Once you have the wax removed (and it's important not to reverse these steps, or you'll just "grind it in," then you sand or scuff the surface to whatever the final product recommends (for example, a primer might want you to use 180 grit sandpaper). I'm not sure if the tape would want a smooth or roughened surface, but even if it requested smooth, I'd be tempted to sand with something like 600 or 1000 grit to get a really smooth and level surface.
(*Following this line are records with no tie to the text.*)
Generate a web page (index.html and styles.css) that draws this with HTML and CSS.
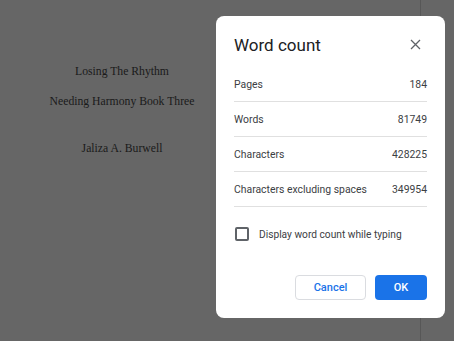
FILE: index.html
```html
<!DOCTYPE html>
<html lang="en">
<head>
  <meta charset="UTF-8">
  <meta name="viewport" content="width=device-width, initial-scale=1.0">
  <title>Word count</title>
  <link rel="stylesheet" href="styles.css">
</head>
<body>
  <div class="editor">
    <div class="page">
      <div class="title-page">
        <p class="line">Losing The Rhythm</p>
        <p class="line">Needing Harmony Book Three</p>
        <p class="line author">Jaliza A. Burwell</p>
      </div>
    </div>
  </div>

  <!-- word count dialog -->
  <div class="dialog">
    <div class="dialog-head">
      <h2>Word count</h2>
      <button class="close" aria-label="Close">
        <svg width="11" height="11" viewBox="0 0 11 11"><path d="M1 1L10 10M10 1L1 10" stroke="#5f6368" stroke-width="1.3"/></svg>
      </button>
    </div>
    <ul class="stats">
      <li><span>Pages</span><span>184</span></li>
      <li><span>Words</span><span>81749</span></li>
      <li><span>Characters</span><span>428225</span></li>
      <li><span>Characters excluding spaces</span><span>349954</span></li>
    </ul>
    <label class="check"><span class="box"></span>Display word count while typing</label>
    <div class="actions">
      <button class="btn cancel">Cancel</button>
      <button class="btn ok">OK</button>
    </div>
  </div>
</body>
</html>
```

FILE: styles.css
```css
body {
  margin: 0;
  background-color: #666;
  font-family: Roboto, Arial, sans-serif;
  overflow: hidden;
}
.editor {
  height: 341px;
  display: flex;
}
.page {
  width: 420px;
  border-right: 1px solid #575757;
}
.title-page {
  width: 244px;
  padding-top: 65px;
  text-align: center;
  font-family: "Liberation Serif", "Times New Roman", serif;
  font-size: 11.7px;
  color: #1a1a1a;
}
.line { margin: 0 0 16px; line-height: 14px; }
.author { margin-top: 33px; }

.dialog {
  position: absolute;
  left: 216px;
  top: 16px;
  width: 229px;
  height: 302px;
  box-sizing: border-box;
  padding: 0 18px 18px;
  background: #fff;
  border-radius: 8px;
  display: flex;
  flex-direction: column;
}
.dialog-head {
  display: flex;
  justify-content: space-between;
  align-items: center;
  height: 56px;
}
.dialog-head h2 {
  margin: 0;
  padding-top: 1px;
  font-family: Roboto, Arial, sans-serif;
  font-size: 17px;
  font-weight: 400;
  color: #202124;
}
.close {
  border: none;
  background: none;
  padding: 0;
  margin-right: 6px;
  width: 11px;
  height: 11px;
  display: flex;
}
.stats {
  list-style: none;
  margin: 0;
  padding: 0;
}
.stats li {
  display: flex;
  justify-content: space-between;
  align-items: center;
  height: 35px;
  border-bottom: 1px solid #e0e0e0;
  font-size: 10.4px;
  color: #3c4043;
  white-space: nowrap;
  box-sizing: border-box;
  padding-top: 1px;
}
.stats li:first-child { height: 30px; padding: 0 0 4px; }
.check {
  display: flex;
  align-items: center;
  gap: 10px;
  margin-top: 20px;
  font-size: 10.2px;
  color: #3c4043;
}
.box {
  width: 10px;
  height: 10px;
  border: 2px solid #5f6368;
  border-radius: 2px;
  margin-left: 1px;
}
.actions {
  margin-top: auto;
  display: flex;
  justify-content: flex-end;
  gap: 9px;
}
.btn {
  height: 25px;
  border-radius: 4px;
  font-family: Roboto, Arial, sans-serif;
  font-size: 11px;
  font-weight: 500;
  cursor: pointer;
}
.cancel {
  width: 71px;
  background: #fff;
  color: #1a73e8;
  border: 1px solid #dadce0;
}
.ok {
  width: 52px;
  background: #1a73e8;
  color: #fff;
  border: none;
}
```
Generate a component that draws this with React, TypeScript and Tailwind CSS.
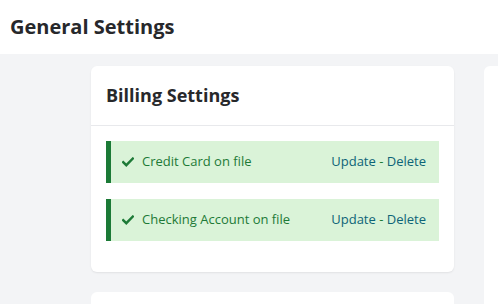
const accounts = ['Credit Card on file', 'Checking Account on file'];

const Check = () => (
  <svg width="12" height="10" viewBox="0 0 12 10" fill="none">
    <path d="M1.2 5.2 L4.3 8.2 L10.8 1.6" stroke="#1d7a37" strokeWidth="2.4" strokeLinecap="square" />
  </svg>
);

const App = () => {
  return (
    <div className="h-[304px] w-[498px] overflow-hidden bg-[#f3f4f6] font-['Open_Sans',sans-serif]">
      <div className="flex h-[54px] items-center bg-white pl-[10px]">
        <h1 className="text-[20px] font-bold leading-none text-[#27282b]">General Settings</h1>
      </div>
      <div className="flex gap-[30px] pl-[91px] pt-[12px]">
        <div className="flex w-[363px] shrink-0 flex-col gap-[20px]">
          <div className="rounded-md bg-white shadow-[0_1px_2px_rgba(0,0,0,0.08)]">
            <div className="flex h-[60px] items-center border-b border-[#e8e9ec] px-[15px]">
              <h2 className="text-[18px] font-bold text-[#27282b]">Billing Settings</h2>
            </div>
            <div className="flex flex-col gap-[16px] px-[15px] pb-[31px] pt-[15px]">
              {accounts.map((a) => (
                <div
                  key={a}
                  className="flex h-[42px] items-center justify-between border-l-[5px] border-[#1b7a36] bg-[#daf3d8] pl-[11px] pr-[13px] text-[13px]"
                >
                  <div className="flex items-center gap-[8px] text-[#1d7a37]">
                    <Check />
                    <span>{a}</span>
                  </div>
                  <span className="text-[#0d6477]">
                    Update <span className="text-[#1d7a37]">-</span> Delete
                  </span>
                </div>
              ))}
            </div>
          </div>
          <div className="h-[40px] rounded-md bg-white" />
        </div>
        <div className="h-[300px] w-[200px] shrink-0 rounded-md bg-white" />
      </div>
    </div>
  );
};

export default App;
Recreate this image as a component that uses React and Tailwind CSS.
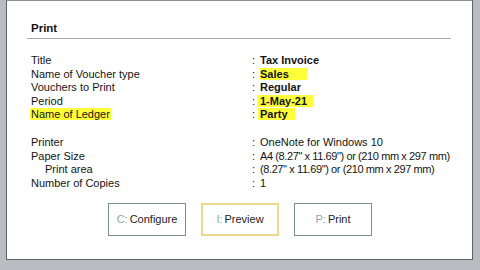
import React from "react";

const rows1 = [
  { l: "Title", v: "Tax Invoice" },
  { l: "Name of Voucher type", v: "Sales", hv: "pr-[18px]" },
  { l: "Vouchers to Print", v: "Regular" },
  { l: "Period", v: "1-May-21", hv: "pr-[7px] -ml-[3px] pl-[3px]" },
  { l: "Name of Ledger", v: "Party", hl: true, hv: "pr-[7px] -ml-[2px] pl-[2px]" },
];

const rows2 = [
  { l: "Printer", v: "OneNote for Windows 10" },
  { l: "Paper Size", v: "A4 (8.27\" x 11.69\") or (210 mm x 297 mm)", tight: true },
  { l: "Print area", v: "(8.27\" x 11.69\") or (210 mm x 297 mm)", indent: true, tight: true },
  { l: "Number of Copies", v: "1" },
];

function Row({ r, bold }) {
  return (
    <div className="flex h-[13.5px] leading-[13.5px] whitespace-nowrap">
      <div className={"w-[221px] shrink-0 " + (r.indent ? "pl-[14px]" : "")}>
        {r.hl ? <span className="bg-[#ffff3a] pr-[1px] -ml-[1px] pl-[1px]">{r.l}</span> : r.l}
      </div>
      <div className="w-[8px] shrink-0">:</div>
      <div className={(bold ? "font-bold " : "") + (r.tight ? "tracking-[-0.4px]" : "")}>
        {r.hv ? <span className={"bg-[#ffff3a] " + r.hv}>{r.v}</span> : r.v}
      </div>
    </div>
  );
}

function Btn({ k, t, border }) {
  return (
    <div className={"w-[78px] h-[33px] flex items-center justify-center gap-[2px] bg-white " + border}>
      <span className="text-[#8fa7b3]">{k}</span>
      <span className="text-[#222]">{t}</span>
    </div>
  );
}

export default function App() {
  return (
    <div className="w-[480px] h-[270px] bg-[#b9bdc1] overflow-hidden font-['Liberation_Sans',Arial,sans-serif] text-[11px] text-[#141414]">
      <div className="ml-[6px] w-[467px] h-[260px] bg-white border border-[#5e6266] border-t-[#8a8e92] flex flex-col">
        <div className="ml-[20px] w-[424px] border-b border-[#a8a8a8] pt-[20px] pb-[3px] pl-[4px] leading-[14px] font-bold text-[11.5px]">
          Print
        </div>
        <div className="pl-[24px] mt-[15px]">
          {rows1.map((r) => (
            <Row key={r.l} r={r} bold />
          ))}
          <div className="h-[14.5px]" />
          {rows2.map((r) => (
            <Row key={r.l} r={r} />
          ))}
        </div>
        <div className="mt-[13px] flex justify-center gap-[15px] pl-[1px]">
          <Btn k="C:" t="Configure" border="border border-[#7a8e98]" />
          <Btn k="I:" t="Preview" border="border-2 border-[#ecd98e]" />
          <Btn k="P:" t="Print" border="border border-[#7a8e98]" />
        </div>
      </div>
    </div>
  );
}
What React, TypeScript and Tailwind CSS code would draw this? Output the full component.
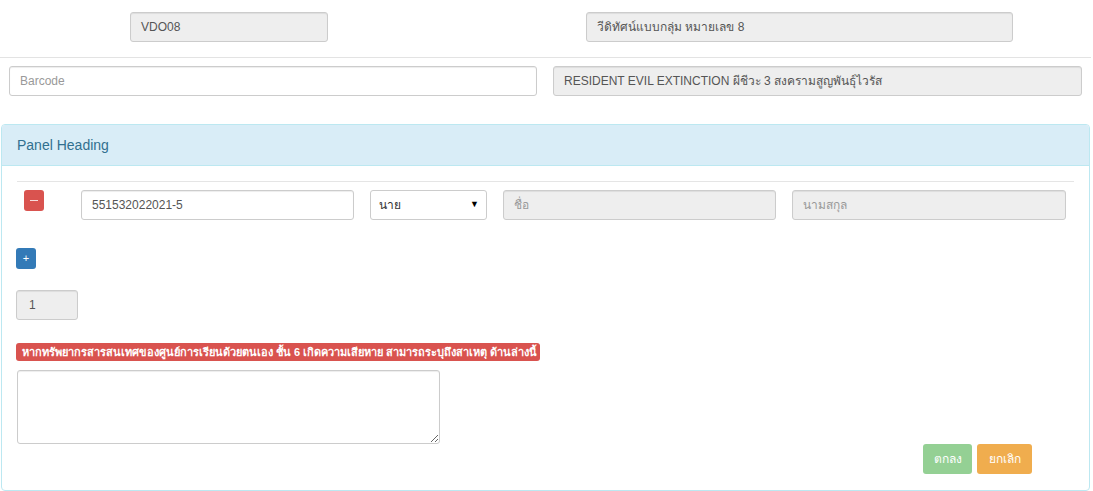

But of course I'd read the tape manufacturer's instructions on that.
Again, this isn't to recommend or warn against the tape, but is just a bit of prep info.
If one were to use the tape, I like the idea that came about later in that Casita
thread to mount only an initial bracket, and then mount the panel to that bracket with a more remove-and-replaceable fastener.
I would like to add a panel, as I got hooked on the "free" and silent power when living on boats, but I can't decide whether to "fit and forget" on the roof, or to have a portable panel. I usually strive to park in the shade (which is not really an option when anchoring a boat
I like the idea of the new, super-thin panels that are "stick on" panels - that's pretty neat. I'm not sure if they're ready for prime time though. In the old days (early 2000's), the flexible type panels had the advantage of putting out power even when partially shaded, but of not putting out as much power ever; while the hard panels put out much more power, but essentially quit altogether the minute even a thin line shaded a section of them. I haven't done my current research to see how that's changing, if it is. So far, I've only been "driveway camping" where there is a handy AC outlet nearby.